What you are asked to do: Output only the count of lines that contain "TypeScript".

======== Given information

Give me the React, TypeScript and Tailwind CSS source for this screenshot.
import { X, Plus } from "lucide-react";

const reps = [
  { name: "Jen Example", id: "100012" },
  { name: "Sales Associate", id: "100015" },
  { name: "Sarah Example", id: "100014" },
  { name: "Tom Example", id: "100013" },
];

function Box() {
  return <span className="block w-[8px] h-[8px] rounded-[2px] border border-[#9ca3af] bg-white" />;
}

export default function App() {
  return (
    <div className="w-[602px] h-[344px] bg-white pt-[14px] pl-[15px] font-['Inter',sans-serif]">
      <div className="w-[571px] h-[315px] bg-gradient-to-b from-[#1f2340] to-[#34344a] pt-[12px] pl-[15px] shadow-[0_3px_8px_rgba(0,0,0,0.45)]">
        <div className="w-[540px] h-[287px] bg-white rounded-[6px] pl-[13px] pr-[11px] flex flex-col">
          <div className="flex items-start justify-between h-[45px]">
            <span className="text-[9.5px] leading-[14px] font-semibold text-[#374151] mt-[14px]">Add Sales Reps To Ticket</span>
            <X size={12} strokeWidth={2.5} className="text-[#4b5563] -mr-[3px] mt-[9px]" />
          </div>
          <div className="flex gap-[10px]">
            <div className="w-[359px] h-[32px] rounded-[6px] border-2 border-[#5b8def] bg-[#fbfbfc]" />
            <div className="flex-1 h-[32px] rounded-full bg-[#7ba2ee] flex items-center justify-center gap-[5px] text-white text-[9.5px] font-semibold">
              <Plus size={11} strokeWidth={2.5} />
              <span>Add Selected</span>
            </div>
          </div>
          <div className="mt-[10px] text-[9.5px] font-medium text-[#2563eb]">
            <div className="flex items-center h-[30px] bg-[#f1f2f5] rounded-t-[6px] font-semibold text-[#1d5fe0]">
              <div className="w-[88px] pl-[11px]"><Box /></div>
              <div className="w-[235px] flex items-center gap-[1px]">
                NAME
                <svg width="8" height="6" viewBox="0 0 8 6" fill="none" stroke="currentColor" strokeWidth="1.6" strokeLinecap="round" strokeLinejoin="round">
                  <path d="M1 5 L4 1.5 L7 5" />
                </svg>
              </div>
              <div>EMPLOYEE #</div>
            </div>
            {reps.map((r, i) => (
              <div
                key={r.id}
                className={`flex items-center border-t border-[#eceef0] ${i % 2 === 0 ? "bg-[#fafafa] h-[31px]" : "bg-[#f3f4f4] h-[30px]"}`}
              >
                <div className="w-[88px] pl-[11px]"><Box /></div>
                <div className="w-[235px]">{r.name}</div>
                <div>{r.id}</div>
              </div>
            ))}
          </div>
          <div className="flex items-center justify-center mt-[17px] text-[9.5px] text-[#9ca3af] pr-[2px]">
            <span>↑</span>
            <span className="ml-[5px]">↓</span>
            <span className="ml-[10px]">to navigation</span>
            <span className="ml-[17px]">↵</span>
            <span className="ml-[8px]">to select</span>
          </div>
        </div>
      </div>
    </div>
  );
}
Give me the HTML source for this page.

================
======== Given information

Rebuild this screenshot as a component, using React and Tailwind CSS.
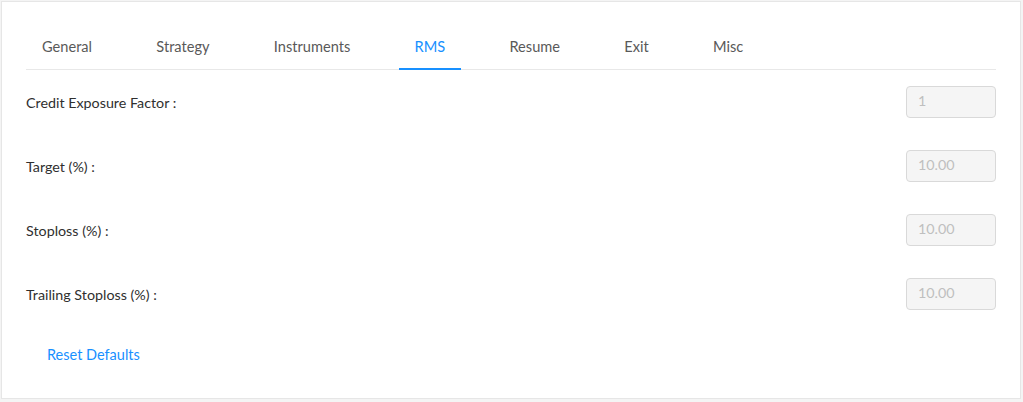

================
======== Given information

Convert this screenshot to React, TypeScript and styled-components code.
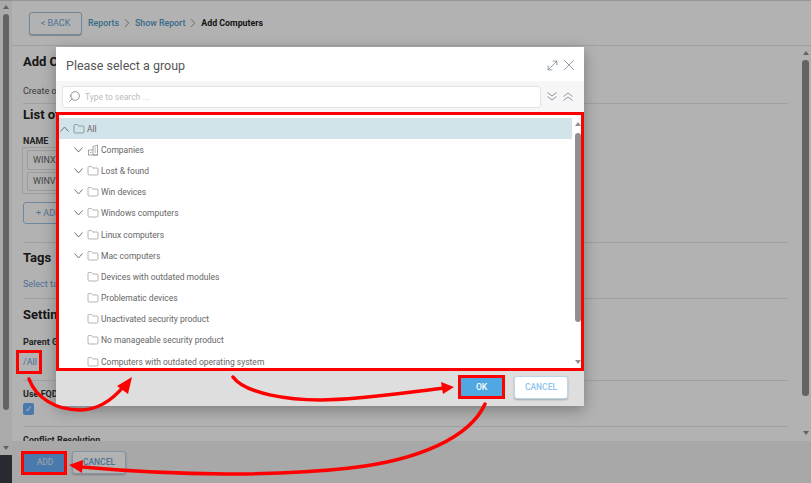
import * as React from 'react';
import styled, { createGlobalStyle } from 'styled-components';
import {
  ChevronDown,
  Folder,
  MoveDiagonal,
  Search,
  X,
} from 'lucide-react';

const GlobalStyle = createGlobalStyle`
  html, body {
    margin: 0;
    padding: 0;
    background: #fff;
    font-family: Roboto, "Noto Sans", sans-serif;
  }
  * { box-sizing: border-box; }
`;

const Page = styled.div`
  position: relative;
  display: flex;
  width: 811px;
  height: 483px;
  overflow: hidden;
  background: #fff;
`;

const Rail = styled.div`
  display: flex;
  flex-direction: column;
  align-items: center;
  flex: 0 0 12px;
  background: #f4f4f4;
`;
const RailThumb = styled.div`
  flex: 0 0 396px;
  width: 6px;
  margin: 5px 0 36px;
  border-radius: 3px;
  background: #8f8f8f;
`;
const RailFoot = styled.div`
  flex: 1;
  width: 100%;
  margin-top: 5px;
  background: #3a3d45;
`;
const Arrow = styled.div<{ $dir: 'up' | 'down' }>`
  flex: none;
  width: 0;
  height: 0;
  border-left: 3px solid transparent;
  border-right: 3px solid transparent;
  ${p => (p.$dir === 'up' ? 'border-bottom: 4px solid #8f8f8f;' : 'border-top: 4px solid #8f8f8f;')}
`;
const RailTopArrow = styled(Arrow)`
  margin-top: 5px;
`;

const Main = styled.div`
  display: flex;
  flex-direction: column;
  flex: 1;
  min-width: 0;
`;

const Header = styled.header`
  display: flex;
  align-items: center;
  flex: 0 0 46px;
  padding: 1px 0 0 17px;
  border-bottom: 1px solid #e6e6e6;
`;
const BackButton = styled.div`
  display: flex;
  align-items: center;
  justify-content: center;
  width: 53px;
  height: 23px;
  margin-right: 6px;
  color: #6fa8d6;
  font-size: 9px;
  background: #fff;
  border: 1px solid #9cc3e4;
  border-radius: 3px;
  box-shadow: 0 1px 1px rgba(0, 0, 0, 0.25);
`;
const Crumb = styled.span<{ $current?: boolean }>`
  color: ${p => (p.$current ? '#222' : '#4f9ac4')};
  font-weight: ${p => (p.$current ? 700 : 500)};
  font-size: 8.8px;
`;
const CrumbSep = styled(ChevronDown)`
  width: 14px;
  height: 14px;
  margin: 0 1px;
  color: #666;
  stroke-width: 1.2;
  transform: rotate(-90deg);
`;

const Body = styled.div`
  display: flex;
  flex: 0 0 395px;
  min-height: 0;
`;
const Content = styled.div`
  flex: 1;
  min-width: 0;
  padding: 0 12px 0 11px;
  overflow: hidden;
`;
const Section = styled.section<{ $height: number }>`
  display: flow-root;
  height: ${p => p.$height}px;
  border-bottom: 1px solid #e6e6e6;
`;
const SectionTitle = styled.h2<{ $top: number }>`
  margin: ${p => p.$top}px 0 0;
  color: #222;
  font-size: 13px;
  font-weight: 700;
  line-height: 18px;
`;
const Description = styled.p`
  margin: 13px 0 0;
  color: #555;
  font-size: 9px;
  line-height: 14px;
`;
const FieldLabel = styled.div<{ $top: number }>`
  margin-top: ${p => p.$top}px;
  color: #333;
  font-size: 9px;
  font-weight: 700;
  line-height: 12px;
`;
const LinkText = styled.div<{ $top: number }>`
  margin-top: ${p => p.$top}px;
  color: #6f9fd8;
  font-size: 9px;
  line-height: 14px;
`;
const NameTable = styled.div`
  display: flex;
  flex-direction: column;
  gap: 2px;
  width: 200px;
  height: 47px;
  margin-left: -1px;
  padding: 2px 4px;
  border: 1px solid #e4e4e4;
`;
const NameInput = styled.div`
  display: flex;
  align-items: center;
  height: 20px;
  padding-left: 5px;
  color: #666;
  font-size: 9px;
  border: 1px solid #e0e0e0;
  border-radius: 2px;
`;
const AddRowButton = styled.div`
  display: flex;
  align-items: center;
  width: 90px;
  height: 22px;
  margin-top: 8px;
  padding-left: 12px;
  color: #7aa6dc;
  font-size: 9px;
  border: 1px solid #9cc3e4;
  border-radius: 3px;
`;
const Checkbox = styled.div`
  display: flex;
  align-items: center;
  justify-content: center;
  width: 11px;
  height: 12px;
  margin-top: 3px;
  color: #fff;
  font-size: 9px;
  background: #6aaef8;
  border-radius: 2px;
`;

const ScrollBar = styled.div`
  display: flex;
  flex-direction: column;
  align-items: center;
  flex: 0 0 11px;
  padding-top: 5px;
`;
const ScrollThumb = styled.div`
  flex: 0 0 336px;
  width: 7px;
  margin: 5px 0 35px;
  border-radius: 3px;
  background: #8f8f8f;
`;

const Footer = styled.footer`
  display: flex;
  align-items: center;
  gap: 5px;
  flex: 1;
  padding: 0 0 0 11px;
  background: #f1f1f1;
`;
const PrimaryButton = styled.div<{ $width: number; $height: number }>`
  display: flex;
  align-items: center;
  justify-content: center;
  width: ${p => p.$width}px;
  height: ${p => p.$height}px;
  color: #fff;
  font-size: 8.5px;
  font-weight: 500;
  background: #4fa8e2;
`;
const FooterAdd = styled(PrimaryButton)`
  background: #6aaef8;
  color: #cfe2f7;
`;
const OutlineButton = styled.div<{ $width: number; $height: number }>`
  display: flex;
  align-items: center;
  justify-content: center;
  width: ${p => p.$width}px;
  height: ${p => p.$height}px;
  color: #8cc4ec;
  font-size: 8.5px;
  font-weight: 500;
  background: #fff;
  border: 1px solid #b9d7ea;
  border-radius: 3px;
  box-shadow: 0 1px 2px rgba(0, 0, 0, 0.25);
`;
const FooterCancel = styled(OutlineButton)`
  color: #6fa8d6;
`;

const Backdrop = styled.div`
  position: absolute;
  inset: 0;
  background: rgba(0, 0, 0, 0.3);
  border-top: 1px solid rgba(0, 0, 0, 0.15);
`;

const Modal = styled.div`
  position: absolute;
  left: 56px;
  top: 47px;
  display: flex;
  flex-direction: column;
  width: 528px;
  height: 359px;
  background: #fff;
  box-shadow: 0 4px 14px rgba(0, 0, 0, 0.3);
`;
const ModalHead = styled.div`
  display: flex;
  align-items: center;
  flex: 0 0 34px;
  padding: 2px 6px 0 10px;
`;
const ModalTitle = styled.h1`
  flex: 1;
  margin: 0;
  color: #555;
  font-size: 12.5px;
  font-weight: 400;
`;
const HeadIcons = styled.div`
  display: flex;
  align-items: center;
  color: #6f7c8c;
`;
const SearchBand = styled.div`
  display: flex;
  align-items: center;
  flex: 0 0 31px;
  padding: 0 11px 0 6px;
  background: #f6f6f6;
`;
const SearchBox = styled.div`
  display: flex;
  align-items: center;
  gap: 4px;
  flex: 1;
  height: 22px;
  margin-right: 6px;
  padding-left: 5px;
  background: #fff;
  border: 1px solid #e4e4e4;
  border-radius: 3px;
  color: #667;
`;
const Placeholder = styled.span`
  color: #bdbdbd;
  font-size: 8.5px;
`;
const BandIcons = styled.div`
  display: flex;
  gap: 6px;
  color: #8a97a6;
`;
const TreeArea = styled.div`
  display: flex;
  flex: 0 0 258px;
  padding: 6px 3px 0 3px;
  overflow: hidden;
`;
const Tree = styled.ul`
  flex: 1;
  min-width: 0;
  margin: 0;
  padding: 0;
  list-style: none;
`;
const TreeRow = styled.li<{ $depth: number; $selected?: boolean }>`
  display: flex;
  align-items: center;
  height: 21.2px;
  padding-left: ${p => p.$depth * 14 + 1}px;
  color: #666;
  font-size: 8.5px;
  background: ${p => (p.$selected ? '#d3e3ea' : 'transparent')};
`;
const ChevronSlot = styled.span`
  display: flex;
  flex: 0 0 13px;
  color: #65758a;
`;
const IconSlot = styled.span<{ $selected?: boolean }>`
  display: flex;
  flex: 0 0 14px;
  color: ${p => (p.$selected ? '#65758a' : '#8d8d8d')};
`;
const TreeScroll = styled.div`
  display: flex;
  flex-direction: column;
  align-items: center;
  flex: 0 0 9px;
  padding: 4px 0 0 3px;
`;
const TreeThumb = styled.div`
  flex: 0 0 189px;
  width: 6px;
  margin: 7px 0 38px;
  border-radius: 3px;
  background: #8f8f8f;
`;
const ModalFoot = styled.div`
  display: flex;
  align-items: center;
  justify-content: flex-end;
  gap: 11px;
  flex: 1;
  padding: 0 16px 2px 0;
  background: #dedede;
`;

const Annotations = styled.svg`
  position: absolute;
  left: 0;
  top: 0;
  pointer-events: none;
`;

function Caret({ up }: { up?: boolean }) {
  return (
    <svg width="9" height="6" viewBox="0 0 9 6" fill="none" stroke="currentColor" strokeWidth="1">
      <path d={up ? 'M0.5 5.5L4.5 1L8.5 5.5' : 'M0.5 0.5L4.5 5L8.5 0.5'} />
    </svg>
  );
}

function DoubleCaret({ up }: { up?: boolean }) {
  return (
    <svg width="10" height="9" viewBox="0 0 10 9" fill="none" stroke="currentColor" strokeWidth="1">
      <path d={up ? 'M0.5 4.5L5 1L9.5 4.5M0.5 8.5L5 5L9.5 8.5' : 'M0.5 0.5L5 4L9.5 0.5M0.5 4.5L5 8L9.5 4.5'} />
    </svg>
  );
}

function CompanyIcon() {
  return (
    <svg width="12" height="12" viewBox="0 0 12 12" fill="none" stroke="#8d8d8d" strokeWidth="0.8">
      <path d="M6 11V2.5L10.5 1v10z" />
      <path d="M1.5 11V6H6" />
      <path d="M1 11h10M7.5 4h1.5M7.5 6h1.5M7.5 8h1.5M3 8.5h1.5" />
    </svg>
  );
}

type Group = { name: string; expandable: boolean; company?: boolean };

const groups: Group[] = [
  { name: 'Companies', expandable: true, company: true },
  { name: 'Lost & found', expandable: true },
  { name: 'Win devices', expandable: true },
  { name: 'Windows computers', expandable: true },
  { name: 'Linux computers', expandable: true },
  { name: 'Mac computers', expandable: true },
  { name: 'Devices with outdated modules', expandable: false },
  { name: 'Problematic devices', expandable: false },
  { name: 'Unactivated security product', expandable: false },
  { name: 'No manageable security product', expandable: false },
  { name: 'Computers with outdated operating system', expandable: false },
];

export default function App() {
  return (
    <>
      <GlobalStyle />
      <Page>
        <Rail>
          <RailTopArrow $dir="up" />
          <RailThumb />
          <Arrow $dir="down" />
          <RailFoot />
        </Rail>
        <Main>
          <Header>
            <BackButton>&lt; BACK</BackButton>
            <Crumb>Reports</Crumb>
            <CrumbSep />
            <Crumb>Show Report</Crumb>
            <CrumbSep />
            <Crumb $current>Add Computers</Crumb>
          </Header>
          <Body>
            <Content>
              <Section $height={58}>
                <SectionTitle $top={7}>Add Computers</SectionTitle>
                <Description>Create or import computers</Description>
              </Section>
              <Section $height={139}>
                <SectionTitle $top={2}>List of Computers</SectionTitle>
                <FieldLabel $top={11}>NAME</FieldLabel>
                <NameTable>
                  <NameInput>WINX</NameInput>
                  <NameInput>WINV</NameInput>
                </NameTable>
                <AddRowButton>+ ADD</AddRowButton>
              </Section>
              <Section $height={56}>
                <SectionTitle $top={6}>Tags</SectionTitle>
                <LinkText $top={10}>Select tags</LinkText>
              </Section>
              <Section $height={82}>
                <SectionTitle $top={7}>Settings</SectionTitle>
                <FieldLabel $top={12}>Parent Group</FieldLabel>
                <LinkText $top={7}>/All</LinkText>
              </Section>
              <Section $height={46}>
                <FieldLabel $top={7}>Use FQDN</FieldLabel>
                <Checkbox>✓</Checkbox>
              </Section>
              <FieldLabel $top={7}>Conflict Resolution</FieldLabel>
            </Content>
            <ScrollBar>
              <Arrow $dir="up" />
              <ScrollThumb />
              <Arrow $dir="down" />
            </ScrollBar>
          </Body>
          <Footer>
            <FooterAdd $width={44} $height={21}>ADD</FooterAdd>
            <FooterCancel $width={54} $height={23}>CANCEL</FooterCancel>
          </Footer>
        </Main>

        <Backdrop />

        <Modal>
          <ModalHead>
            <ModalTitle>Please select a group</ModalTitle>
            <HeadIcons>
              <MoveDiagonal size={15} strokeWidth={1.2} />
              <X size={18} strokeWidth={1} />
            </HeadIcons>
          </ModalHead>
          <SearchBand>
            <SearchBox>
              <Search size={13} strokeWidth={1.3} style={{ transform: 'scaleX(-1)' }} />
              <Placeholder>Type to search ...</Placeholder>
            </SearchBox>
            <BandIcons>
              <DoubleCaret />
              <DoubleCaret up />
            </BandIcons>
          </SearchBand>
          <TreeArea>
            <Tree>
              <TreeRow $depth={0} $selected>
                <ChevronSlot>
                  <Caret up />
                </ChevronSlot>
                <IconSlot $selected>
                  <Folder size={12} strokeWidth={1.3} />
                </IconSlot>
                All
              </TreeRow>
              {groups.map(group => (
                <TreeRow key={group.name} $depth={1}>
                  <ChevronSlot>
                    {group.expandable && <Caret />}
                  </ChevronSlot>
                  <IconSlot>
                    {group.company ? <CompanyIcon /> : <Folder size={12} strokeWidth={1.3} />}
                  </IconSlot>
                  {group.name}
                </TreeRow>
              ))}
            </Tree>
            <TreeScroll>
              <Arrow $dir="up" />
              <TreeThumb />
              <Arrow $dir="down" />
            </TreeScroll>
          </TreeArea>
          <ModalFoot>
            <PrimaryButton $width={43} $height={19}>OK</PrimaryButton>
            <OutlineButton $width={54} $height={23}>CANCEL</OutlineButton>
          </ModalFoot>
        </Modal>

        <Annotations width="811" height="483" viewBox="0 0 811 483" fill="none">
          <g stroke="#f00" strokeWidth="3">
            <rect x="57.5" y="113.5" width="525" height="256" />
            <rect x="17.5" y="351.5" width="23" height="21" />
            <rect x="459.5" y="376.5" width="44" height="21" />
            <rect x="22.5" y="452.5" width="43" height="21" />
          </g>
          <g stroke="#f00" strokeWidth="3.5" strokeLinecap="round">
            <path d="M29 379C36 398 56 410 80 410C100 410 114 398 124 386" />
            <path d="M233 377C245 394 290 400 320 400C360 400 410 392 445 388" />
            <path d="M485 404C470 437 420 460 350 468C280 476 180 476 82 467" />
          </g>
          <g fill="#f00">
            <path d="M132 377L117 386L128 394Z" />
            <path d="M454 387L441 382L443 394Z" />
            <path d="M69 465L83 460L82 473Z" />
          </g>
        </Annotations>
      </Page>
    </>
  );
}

================

Answer: 2